__WHAT THE TASK REQUIRES__
Reproduce precisely the lines of the listing below, starting with the line that contains "The picture is" and stopping after the line that contains "string; caret?: boolean;"; include nothing else.

__PROVIDED RECORDS__
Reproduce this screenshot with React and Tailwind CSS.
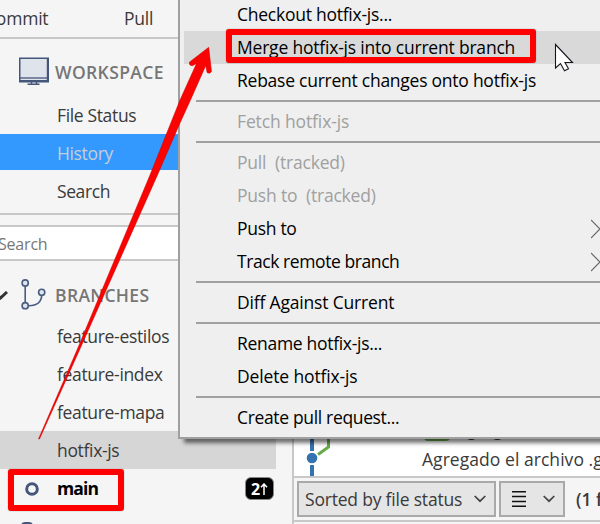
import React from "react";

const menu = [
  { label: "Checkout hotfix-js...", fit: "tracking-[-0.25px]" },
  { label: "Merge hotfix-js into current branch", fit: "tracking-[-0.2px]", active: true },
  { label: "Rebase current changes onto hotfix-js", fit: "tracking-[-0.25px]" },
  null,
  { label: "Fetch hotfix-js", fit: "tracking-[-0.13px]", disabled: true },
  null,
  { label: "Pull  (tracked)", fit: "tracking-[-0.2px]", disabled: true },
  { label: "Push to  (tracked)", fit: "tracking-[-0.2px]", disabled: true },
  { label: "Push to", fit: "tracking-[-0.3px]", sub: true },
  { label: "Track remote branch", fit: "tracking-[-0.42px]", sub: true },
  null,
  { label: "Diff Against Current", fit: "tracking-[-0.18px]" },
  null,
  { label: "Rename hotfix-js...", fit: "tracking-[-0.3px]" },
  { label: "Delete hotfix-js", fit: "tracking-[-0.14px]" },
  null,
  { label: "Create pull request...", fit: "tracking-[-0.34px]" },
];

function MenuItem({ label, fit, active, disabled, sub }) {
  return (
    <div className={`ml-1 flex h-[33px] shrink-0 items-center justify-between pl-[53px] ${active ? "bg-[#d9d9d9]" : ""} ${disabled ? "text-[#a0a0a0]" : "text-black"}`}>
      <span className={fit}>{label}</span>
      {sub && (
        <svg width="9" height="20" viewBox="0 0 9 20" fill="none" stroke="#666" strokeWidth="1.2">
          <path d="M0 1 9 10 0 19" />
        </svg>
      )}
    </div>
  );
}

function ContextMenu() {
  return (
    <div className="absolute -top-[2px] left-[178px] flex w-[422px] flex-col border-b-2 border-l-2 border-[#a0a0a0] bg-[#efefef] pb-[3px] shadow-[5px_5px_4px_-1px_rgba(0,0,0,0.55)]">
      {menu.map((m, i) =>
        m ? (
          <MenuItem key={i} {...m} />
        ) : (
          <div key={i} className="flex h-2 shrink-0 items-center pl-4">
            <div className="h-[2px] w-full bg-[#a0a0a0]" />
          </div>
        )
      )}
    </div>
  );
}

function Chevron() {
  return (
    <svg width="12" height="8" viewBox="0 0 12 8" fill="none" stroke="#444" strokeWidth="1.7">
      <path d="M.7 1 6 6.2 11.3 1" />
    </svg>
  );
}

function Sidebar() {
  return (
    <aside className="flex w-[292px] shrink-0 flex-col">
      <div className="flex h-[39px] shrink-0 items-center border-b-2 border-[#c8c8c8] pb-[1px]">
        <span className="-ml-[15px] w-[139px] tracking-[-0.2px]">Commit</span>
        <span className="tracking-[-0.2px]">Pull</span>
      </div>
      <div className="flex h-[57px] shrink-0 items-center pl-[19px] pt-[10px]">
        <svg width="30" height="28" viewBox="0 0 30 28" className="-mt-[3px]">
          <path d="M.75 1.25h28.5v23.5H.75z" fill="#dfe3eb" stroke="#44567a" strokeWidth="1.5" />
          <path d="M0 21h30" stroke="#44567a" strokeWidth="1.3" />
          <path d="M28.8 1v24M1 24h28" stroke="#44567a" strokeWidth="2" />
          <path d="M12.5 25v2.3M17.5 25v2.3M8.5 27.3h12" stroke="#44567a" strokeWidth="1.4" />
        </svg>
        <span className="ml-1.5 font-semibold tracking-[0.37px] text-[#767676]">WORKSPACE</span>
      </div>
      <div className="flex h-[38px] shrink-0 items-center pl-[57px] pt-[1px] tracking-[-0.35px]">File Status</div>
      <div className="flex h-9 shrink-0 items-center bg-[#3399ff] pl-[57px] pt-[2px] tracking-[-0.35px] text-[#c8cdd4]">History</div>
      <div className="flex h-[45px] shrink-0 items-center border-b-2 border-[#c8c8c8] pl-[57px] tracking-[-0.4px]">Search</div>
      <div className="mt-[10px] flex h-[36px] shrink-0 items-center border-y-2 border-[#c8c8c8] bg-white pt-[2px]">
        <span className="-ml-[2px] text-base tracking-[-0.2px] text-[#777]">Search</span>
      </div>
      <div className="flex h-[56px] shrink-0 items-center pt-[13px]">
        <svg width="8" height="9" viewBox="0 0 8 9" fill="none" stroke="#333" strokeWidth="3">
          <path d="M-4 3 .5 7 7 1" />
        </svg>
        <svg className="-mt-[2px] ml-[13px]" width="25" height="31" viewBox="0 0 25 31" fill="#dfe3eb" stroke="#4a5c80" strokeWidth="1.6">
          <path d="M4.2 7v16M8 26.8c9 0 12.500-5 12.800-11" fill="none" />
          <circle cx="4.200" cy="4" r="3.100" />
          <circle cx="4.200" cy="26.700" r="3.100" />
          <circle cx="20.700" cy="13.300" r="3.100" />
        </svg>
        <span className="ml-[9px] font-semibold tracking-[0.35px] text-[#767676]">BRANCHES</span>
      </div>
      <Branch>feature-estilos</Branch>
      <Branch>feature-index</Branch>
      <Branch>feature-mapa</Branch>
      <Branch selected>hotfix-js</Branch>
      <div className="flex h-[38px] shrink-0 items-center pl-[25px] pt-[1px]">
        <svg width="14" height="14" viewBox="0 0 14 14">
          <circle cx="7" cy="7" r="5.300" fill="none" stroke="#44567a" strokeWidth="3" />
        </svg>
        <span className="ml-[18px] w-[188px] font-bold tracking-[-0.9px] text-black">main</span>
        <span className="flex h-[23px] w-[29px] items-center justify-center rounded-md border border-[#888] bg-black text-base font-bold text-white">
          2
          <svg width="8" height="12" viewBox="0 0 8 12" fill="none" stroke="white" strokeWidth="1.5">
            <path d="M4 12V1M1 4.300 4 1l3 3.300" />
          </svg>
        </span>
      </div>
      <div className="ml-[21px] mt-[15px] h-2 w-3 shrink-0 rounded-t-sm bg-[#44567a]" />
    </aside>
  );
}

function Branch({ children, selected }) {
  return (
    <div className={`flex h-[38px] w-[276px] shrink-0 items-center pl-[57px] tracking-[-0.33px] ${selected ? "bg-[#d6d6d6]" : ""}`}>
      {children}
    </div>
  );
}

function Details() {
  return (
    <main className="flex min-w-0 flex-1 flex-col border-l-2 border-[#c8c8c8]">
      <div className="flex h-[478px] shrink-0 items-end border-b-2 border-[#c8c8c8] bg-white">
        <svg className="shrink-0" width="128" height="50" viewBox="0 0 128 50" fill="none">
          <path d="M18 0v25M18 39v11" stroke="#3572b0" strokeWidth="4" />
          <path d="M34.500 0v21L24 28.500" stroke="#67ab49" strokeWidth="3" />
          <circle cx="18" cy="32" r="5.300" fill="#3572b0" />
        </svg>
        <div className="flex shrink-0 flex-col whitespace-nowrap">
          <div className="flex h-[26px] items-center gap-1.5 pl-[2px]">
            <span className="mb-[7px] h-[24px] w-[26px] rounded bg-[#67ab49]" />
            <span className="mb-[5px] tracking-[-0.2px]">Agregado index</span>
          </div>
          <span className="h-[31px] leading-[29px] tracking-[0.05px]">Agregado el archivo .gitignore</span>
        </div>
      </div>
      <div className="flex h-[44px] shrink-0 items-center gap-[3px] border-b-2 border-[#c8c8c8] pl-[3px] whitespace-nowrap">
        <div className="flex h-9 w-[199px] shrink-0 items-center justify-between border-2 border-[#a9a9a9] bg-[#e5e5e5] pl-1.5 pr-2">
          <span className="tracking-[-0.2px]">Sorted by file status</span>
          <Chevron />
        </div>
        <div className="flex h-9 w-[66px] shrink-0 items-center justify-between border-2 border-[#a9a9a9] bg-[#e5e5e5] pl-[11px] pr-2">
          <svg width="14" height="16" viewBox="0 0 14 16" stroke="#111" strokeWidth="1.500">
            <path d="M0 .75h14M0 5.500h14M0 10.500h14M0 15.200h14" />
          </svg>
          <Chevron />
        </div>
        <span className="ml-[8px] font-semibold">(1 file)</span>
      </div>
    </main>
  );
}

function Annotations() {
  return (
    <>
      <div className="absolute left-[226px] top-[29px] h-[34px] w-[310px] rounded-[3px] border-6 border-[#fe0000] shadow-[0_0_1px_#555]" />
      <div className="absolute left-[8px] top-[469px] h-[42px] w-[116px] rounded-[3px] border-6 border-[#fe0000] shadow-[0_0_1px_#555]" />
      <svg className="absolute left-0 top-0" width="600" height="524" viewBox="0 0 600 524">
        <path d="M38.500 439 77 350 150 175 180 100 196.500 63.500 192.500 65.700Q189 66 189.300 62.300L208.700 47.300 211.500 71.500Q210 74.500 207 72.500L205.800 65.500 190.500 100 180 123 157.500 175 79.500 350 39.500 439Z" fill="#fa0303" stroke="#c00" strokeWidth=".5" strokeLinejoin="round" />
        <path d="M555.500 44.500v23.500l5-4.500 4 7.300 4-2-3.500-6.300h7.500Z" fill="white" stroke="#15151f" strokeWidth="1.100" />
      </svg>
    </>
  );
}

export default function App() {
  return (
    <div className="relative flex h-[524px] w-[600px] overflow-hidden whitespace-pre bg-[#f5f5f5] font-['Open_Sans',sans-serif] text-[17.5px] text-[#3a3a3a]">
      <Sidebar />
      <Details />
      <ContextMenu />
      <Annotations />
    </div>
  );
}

--

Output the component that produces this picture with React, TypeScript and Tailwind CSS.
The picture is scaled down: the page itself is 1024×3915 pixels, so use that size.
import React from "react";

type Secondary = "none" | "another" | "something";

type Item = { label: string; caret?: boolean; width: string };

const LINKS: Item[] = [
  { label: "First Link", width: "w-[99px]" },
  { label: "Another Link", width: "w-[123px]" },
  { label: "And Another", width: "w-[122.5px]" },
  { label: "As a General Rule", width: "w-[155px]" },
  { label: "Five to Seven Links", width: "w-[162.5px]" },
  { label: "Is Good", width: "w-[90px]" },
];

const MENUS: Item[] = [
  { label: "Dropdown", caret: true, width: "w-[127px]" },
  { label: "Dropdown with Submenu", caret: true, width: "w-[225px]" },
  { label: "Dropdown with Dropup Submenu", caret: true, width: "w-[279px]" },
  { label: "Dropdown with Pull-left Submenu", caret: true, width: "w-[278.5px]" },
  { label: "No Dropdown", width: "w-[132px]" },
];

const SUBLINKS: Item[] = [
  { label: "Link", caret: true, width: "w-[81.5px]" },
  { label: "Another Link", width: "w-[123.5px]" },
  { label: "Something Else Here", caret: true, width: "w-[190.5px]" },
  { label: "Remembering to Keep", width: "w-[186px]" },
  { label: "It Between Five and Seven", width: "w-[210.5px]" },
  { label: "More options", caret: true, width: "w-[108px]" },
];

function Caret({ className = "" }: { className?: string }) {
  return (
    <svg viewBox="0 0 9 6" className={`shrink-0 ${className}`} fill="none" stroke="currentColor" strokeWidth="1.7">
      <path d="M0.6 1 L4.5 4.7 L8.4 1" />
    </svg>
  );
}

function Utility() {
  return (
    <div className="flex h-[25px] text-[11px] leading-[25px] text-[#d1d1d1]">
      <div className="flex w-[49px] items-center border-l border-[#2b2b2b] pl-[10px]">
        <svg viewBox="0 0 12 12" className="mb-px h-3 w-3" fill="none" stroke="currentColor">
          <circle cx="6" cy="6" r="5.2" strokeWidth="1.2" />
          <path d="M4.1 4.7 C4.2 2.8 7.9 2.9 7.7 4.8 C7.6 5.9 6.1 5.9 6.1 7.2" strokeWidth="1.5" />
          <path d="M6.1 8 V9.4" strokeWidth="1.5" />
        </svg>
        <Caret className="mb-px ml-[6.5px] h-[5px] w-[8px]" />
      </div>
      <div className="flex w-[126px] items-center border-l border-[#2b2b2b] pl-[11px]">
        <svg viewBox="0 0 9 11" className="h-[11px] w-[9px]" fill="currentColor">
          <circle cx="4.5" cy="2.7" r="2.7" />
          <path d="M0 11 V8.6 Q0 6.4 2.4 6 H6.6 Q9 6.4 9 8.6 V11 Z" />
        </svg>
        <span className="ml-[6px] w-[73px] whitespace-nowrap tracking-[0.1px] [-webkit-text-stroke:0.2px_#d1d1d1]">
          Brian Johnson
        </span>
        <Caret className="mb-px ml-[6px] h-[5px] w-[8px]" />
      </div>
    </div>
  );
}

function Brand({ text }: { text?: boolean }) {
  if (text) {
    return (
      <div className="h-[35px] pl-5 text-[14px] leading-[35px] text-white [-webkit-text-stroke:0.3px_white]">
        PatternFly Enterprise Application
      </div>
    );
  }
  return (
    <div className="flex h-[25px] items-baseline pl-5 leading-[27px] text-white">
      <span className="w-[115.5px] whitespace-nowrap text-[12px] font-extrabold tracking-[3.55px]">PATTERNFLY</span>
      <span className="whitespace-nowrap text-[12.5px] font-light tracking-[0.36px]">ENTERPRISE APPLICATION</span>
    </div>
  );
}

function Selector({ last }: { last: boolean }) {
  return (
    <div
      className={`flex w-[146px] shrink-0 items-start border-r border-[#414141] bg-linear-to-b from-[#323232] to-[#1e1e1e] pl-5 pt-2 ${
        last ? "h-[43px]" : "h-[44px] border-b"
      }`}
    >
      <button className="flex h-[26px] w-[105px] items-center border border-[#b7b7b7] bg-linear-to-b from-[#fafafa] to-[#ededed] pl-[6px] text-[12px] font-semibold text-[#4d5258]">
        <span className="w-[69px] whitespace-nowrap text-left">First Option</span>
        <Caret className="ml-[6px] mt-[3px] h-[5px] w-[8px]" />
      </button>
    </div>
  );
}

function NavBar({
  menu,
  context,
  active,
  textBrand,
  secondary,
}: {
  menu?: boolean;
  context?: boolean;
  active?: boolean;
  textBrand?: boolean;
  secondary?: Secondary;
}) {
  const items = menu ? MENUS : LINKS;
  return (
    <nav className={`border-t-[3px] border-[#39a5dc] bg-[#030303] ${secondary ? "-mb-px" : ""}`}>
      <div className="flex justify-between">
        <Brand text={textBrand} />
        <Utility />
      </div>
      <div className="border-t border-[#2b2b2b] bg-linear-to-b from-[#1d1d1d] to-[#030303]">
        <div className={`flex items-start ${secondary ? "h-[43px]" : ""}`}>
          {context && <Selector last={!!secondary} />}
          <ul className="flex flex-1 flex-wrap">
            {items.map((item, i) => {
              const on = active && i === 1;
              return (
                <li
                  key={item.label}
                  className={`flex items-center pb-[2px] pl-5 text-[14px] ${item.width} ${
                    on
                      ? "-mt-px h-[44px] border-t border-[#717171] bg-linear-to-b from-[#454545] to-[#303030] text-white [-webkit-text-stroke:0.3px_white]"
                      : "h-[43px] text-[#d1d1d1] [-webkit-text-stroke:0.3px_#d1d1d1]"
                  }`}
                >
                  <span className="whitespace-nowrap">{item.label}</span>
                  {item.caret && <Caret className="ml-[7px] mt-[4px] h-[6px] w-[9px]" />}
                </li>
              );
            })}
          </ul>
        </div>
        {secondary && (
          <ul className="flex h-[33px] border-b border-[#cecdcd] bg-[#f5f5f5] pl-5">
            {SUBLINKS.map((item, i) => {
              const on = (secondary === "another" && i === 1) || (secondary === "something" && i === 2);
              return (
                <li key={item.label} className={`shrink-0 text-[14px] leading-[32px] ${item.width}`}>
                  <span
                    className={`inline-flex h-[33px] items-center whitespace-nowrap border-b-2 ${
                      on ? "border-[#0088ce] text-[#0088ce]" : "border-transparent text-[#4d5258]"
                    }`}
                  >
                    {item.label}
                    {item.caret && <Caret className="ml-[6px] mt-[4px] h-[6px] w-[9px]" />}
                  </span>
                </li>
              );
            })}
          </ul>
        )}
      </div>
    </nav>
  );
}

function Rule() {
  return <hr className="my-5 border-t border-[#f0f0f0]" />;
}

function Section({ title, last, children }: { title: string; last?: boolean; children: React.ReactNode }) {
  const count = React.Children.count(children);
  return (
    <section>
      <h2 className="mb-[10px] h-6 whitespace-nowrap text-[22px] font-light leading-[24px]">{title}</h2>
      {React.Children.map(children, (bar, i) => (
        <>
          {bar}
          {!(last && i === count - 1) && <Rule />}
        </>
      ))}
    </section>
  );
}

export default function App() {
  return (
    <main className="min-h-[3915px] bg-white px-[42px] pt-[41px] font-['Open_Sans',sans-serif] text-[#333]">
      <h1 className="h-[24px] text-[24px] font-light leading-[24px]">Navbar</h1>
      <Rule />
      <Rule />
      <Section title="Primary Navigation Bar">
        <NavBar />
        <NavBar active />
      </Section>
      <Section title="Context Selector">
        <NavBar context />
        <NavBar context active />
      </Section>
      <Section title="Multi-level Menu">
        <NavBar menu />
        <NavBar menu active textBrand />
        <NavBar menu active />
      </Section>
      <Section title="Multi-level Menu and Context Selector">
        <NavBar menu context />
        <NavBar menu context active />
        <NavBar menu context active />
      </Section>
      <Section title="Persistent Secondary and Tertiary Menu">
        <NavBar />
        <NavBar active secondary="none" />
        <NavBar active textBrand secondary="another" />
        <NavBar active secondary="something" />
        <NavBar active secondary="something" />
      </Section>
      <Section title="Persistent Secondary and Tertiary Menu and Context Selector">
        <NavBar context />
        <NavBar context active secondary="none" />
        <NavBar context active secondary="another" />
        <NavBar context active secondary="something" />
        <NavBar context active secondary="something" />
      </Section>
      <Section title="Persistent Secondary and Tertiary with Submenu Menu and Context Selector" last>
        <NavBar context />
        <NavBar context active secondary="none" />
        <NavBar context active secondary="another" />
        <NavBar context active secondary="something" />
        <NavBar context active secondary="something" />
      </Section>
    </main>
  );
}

__FINAL RESULT__
The picture is scaled down: the page itself is 1024×3915 pixels, so use that size.
import React from "react";

type Secondary = "none" | "another" | "something";

type Item = { label: string; caret?: boolean; width: string };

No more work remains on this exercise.